Google comes up a winner in ugly battle with Viacom

It's tough to feel sorry for Google, but even the biggest critics of the giant search engine company have to admit it's been suffering through some tough times, including a multi-state investigation into its information gathering techniques and a bevy of legal actions in Europe covering privacy infringement.

The company has to be feeling a little better, then, since Federal Court Judge Louis Stanton tossed a $1 billion Viacom claim that Google-owned YouTube had infringed on copyrights by allowing its content, including such cable fare as Comedy Central, to be uploaded onto its site. Judge Stanton, sitting in the U.S. District Court for the Southern District of New York, agreed that Google knew that copyrighted material had been uploaded to its site but did not know which clips had permission and which did not. Viacom filed suit in 2007 claiming copyright infringement after videos it owned were uploaded to the site.

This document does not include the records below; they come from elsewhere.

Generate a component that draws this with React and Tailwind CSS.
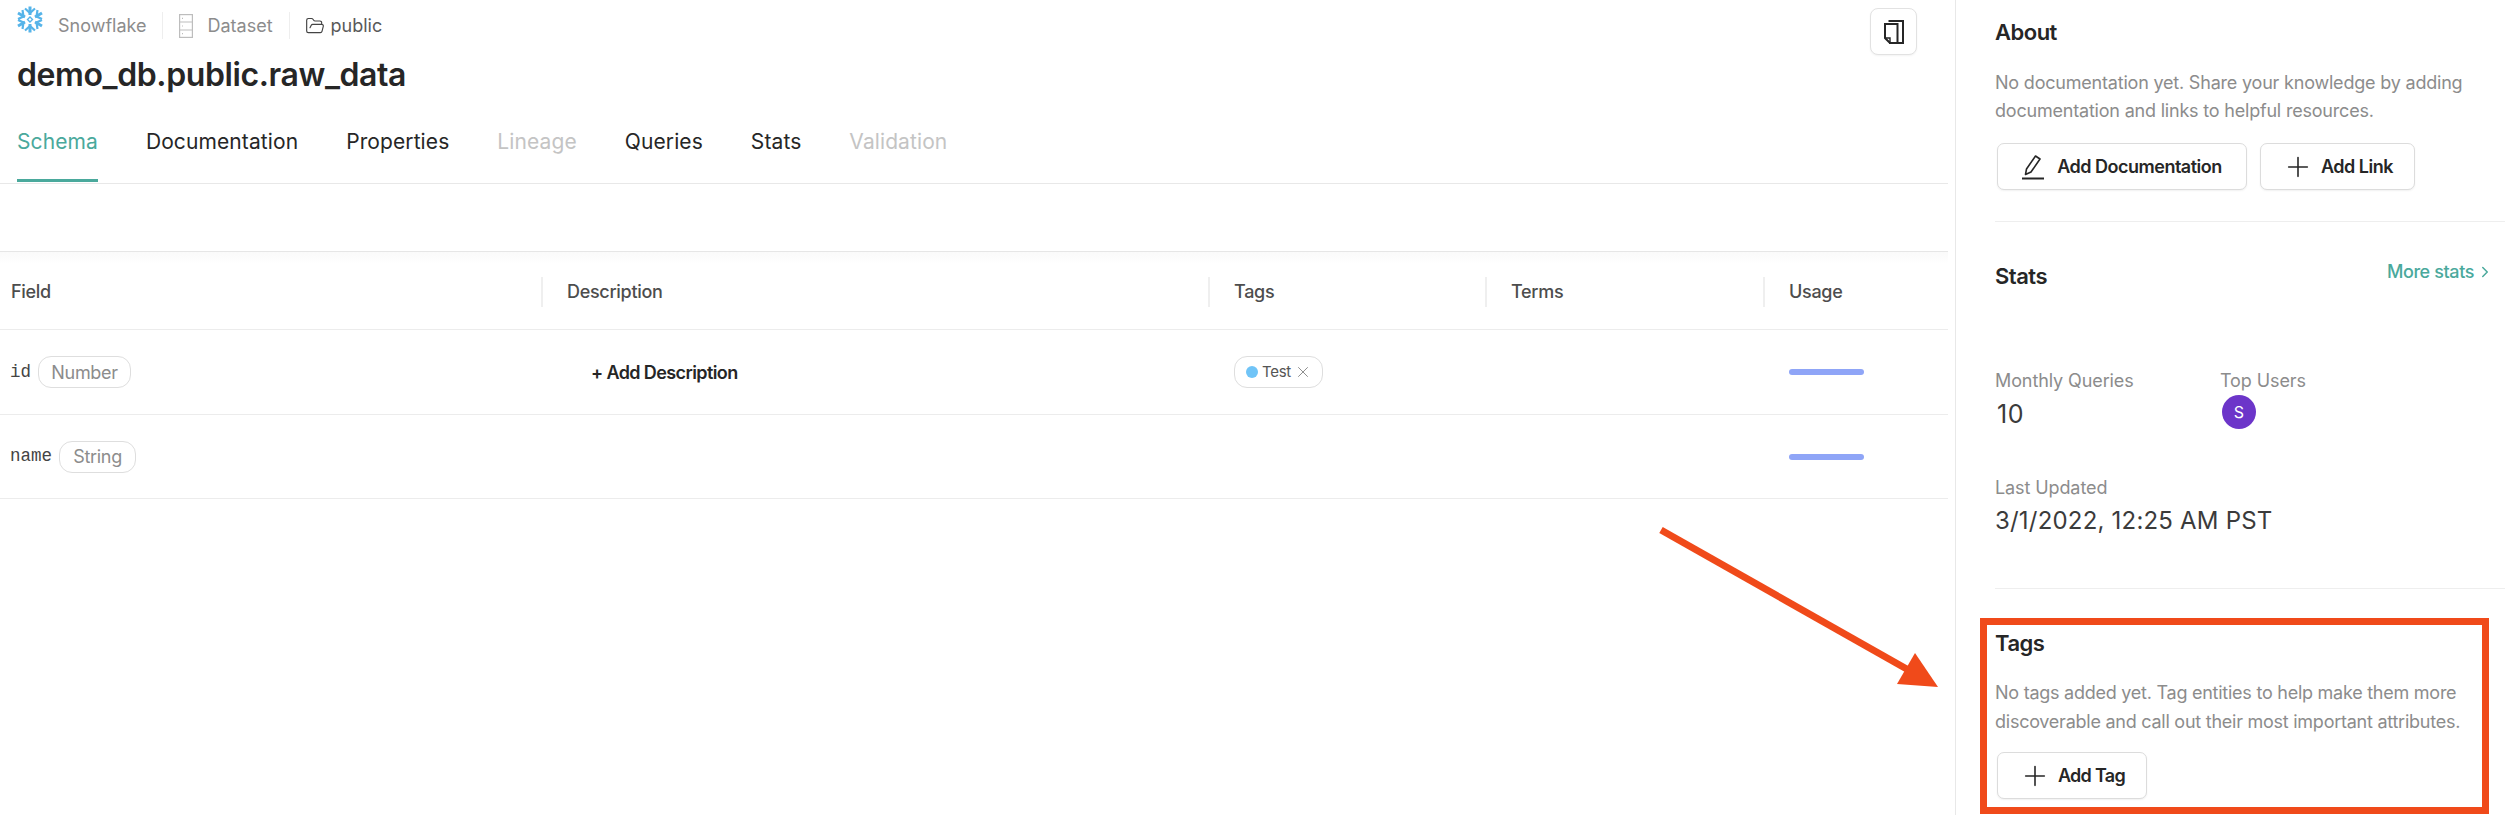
import React from "react";
import { Plus, X, ChevronRight, FolderOpen } from "lucide-react";

const tabs = [
  { label: "Schema", active: true },
  { label: "Documentation" },
  { label: "Properties" },
  { label: "Lineage", disabled: true },
  { label: "Queries" },
  { label: "Stats" },
  { label: "Validation", disabled: true },
];

const columns = [
  { label: "Field", width: "w-[541px]", divider: false },
  { label: "Description", width: "w-[667px]", divider: true },
  { label: "Tags", width: "w-[277px]", divider: true },
  { label: "Terms", width: "w-[278px]", divider: true },
  { label: "Usage", width: "flex-1", divider: true },
];

const SnowflakeLogo = () => (
  <svg width="26" height="27" viewBox="0 0 26 27" fill="none" stroke="#56b4e9" strokeLinecap="butt" strokeLinejoin="miter">
    <g strokeWidth="3">
      <path d="M13 0.500V9M13 18v8.500" />
      <path d="M1 7l7 4M25 7l-7 4M1 20l7-4M25 20l-7-4" />
      <path d="M8 2.500 13 7l5-4.500M8 24.500 13 20l5 4.500" strokeWidth="2.200" />
      <path d="M5.500 4 6.500 10.500 1 13M20.500 4 19.500 10.500 25 13M5.500 23 6.500 16.500 1 14M20.500 23 19.500 16.500 25 14" strokeWidth="2.200" />
    </g>
    <path d="M13 11 15.500 13.500 13 16 10.500 13.500Z" strokeWidth="1.400" />
  </svg>
);

const ServerIcon = () => (
  <svg width="14" height="24" viewBox="0 0 14 24" fill="none" stroke="#bdbdbd" strokeWidth="1.200">
    <rect x="0.600" y="0.600" width="12.800" height="22.800" />
    <path d="M0.600 8h12.800M0.600 16h12.800" />
    <path d="M3 4.300h1M3 12h1M3 19.700h1" />
  </svg>
);

const CopyIcon = () => (
  <svg width="20" height="24" viewBox="0 0 20 24" fill="none" stroke="#262626" strokeWidth="2">
    <path d="M4.500 1h14.500v22H5" />
    <path d="M1 4h12.500v19H6l-5-5Z" />
    <path d="M1 18h5v5" strokeWidth="1.400" />
  </svg>
);

const PencilIcon = () => (
  <svg width="22" height="26" viewBox="0 0 22 26" fill="none" stroke="#262626" strokeWidth="1.600">
    <path d="M0 24.500h22" strokeWidth="2" />
    <path d="M3.500 20.500 4.500 15 13.500 2l4.500 3-9 13Z" strokeLinejoin="round" />
  </svg>
);

const OutlineButton = ({ icon, width, gap, children }) => (
  <button className={`flex h-[47px] ${width} items-center justify-center ${gap} rounded-[7px] border border-[#dcdcdc] bg-white text-[18px] font-semibold tracking-[-0.5px] text-[#262626] shadow-[0_1px_2px_rgba(0,0,0,0.06)]`}>
    {icon}
    {children}
  </button>
);

const Pill = ({ children, width }) => (
  <span className={`ml-[7px] flex h-[32px] ${width} items-center justify-center rounded-[13px] border border-[#dedede] text-[18px] tracking-[-0.3px] text-[#8c8c8c]`}>
    {children}
  </span>
);

const Row = ({ name, type, pillWidth, height, description, tag }) => (
  <div className={`flex ${height} items-center border-b border-[#ececec]`}>
    <div className="flex w-[541px] items-center pl-[10px]">
      <span className="text-[17.5px] text-[#444] [font-family:'Liberation_Mono',monospace]">{name}</span>
      <Pill width={pillWidth}>{type}</Pill>
    </div>
    <div className="w-[667px] pl-[50px] text-[18px] font-semibold tracking-[-0.6px] text-[#262626]">{description}</div>
    <div className="w-[277px] pl-[26px]">
      {tag && (
        <span className="flex h-[32px] w-[89px] items-center rounded-[13px] border border-[#dedede] pl-[11px] text-[15px] text-[#555]">
          <span className="h-[12px] w-[12px] rounded-full bg-[#70c4f7]" />
          <span className="ml-[4px] tracking-[-0.3px]">{tag}</span>
          <X size={18} strokeWidth={1.100} className="ml-[3px] text-[#777]" />
        </span>
      )}
    </div>
    <div className="w-[278px]" />
    <div className="pl-[26px]">
      <div className="h-[6px] w-[75px] rounded-full bg-[#8fa5f7]" />
    </div>
  </div>
);

const Label = ({ children }) => (
  <div className="text-[18px] leading-[24px] tracking-[-0.1px] text-[#8c8c8c]">{children}</div>
);

const App = () => {
  return (
    <div className="relative flex h-[815px] w-[2505px] overflow-hidden bg-white text-[#262626] [font-family:Inter,sans-serif]">
      {/* Main column */}
      <div className="w-[1948px] shrink-0">
        <div className="relative h-[184px] border-b border-[#e8e8e8] pl-[17px]">
          <div className="flex h-[42px] items-center pt-[9px] text-[18px]">
            <span className="-mt-[13px]">
              <SnowflakeLogo />
            </span>
            <span className="ml-[15px] text-[#8c8c8c]">Snowflake</span>
            <span className="ml-[16px] h-[27px] w-px bg-[#eeeeee]" />
            <span className="ml-[16px]">
              <ServerIcon />
            </span>
            <span className="ml-[14px] text-[#8c8c8c]">Dataset</span>
            <span className="ml-[16px] h-[27px] w-px bg-[#eeeeee]" />
            <FolderOpen size={20} strokeWidth={1.400} className="ml-[15px] text-[#444]" />
            <span className="ml-[6px] text-[#595959]">public</span>
          </div>
          <h1 className="mt-[13px] text-[32px] leading-[40px] font-semibold tracking-[-0.4px] text-[#262626]">
            demo_db.public.raw_data
          </h1>
          <div className="mt-[33px] flex gap-[48px]">
            {tabs.map((t) => (
              <div
                key={t.label}
                className={`h-[54px] border-b-[3px] text-[21px] leading-[28px] tracking-[0.1px] ${
                  t.active
                    ? "border-[#4aa99c] text-[#4aa99c]"
                    : t.disabled
                    ? "border-transparent text-[#c4c4c4]"
                    : "border-transparent text-[#262626]"
                }`}
              >
                {t.label}
              </div>
            ))}
          </div>
          <button className="absolute top-[8px] right-[31px] flex h-[47px] w-[47px] items-center justify-center rounded-[8px] border border-[#e2e2e2] bg-white shadow-[0_1px_2px_rgba(0,0,0,0.05)]">
            <CopyIcon />
          </button>
        </div>

        <div className="h-[68px] border-b border-[#e6e6e6]" />

        {/* Table */}
        <div className="flex h-[78px] items-center border-b border-[#ececec] bg-gradient-to-b from-[#fafafa] to-white to-[12px] pt-[2px]">
          {columns.map((c) => (
            <div key={c.label} className={`${c.width} flex h-[30px] items-center ${c.divider ? "border-l-2 border-[#efefef] pl-[24px]" : "pl-[11px]"} text-[18px] font-medium tracking-[-0.3px] text-[#4d4d4d]`}>
              {c.label}
            </div>
          ))}
        </div>
        <Row name="id" type="Number" pillWidth="w-[93px]" height="h-[85px]" description="+ Add Description" tag="Test" />
        <Row name="name" type="String" pillWidth="w-[77px]" height="h-[84px]" />
      </div>

      {/* Sidebar */}
      <div className="ml-[7px] flex-1 border-l border-[#e8e8e8] pl-[39px]">
        <div className="h-[222px] border-b border-[#eeeeee]">
          <h3 className="pt-[17px] text-[22px] leading-[30px] font-semibold tracking-[-0.5px]">About</h3>
          <p className="mt-[22px] text-[18px] leading-[28px] tracking-[-0.2px] text-[#8c8c8c]">
            No documentation yet. Share your knowledge by adding
            <br />
            documentation and links to helpful resources.
          </p>
          <div className="mt-[18px] flex gap-[13px] pl-[2px]">
            <OutlineButton width="w-[250px]" gap="gap-[13px]" icon={<PencilIcon />}>
              Add Documentation
            </OutlineButton>
            <OutlineButton width="w-[155px]" gap="gap-[7px]" icon={<Plus size={32} strokeWidth={1.200} />}>
              Add Link
            </OutlineButton>
          </div>
        </div>

        <div className="relative h-[367px] border-b border-[#eeeeee]">
          <h3 className="pt-[39px] text-[22px] leading-[30px] font-semibold tracking-[-0.5px]">Stats</h3>
          <a className="absolute top-[38px] right-[11px] flex items-center text-[18px] leading-[24px] font-medium tracking-[-0.4px] text-[#4aa99c]">
            More stats
            <ChevronRight size={18} strokeWidth={2} className="ml-[2px]" />
          </a>
          <div className="mt-[78px] flex">
            <div className="w-[225px]">
              <Label>Monthly Queries</Label>
              <div className="mt-[6px] pl-[2px] text-[25px] leading-[30px] tracking-[0.5px] text-[#3b3b3b]">10</div>
            </div>
            <div>
              <Label>Top Users</Label>
              <div className="mt-[2px] ml-[2px] flex h-[34px] w-[34px] items-center justify-center rounded-full bg-[#6c35c9] text-[16px] text-white">
                S
              </div>
            </div>
          </div>
          <div className="mt-[47px]">
            <Label>Last Updated</Label>
            <div className="mt-[6px] text-[24px] leading-[30px] tracking-[0.2px] text-[#3b3b3b]">3/1/2022, 12:25 AM PST</div>
          </div>
        </div>

        <div>
          <h3 className="pt-[39px] text-[22px] leading-[30px] font-semibold tracking-[-0.5px]">Tags</h3>
          <p className="mt-[20px] text-[18px] leading-[29px] tracking-[-0.25px] text-[#8c8c8c]">
            No tags added yet. Tag entities to help make them more
            <br />
            discoverable and call out their most important attributes.
          </p>
          <div className="mt-[16px] pl-[2px]">
            <OutlineButton width="w-[150px]" gap="gap-[7px]" icon={<Plus size={32} strokeWidth={1.200} />}>
              <span className="tracking-[-0.7px]">Add Tag</span>
            </OutlineButton>
          </div>
        </div>
      </div>

      {/* Annotation over the screenshot */}
      <div className="pointer-events-none absolute top-[618px] left-[1980px] h-[196px] w-[509px] border-[7px] border-[#f04a1a]" />
      <svg className="pointer-events-none absolute top-0 left-0" width="2505" height="815" fill="none">
        <path d="M1661 530 1912 672" stroke="#f04a1a" strokeWidth="7" />
        <path d="M1915 653 1938 687 1897 684Z" fill="#f04a1a" />
      </svg>
    </div>
  );
};

export default App;
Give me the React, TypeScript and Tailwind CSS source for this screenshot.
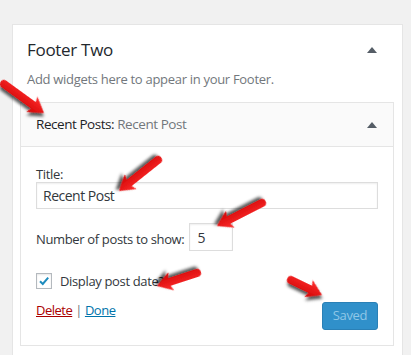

The case, which got really nasty as each side revealed disparaging information about the other, has greater implications for Internet sites that build viewership with uploaded content. According to the judge, companies are shielded from copyright claims by "safe harbor" provisions in the Digital Millennium Copyright Act.

Not surprisingly, Viacom plans to appeal the decision continuing to maintain that "YouTube and Google stole hundreds of thousands of video clips from artists and content creators... building a substantial business that was sold for billions of dollars," according to a blog post by general counsel Michael Fricklas.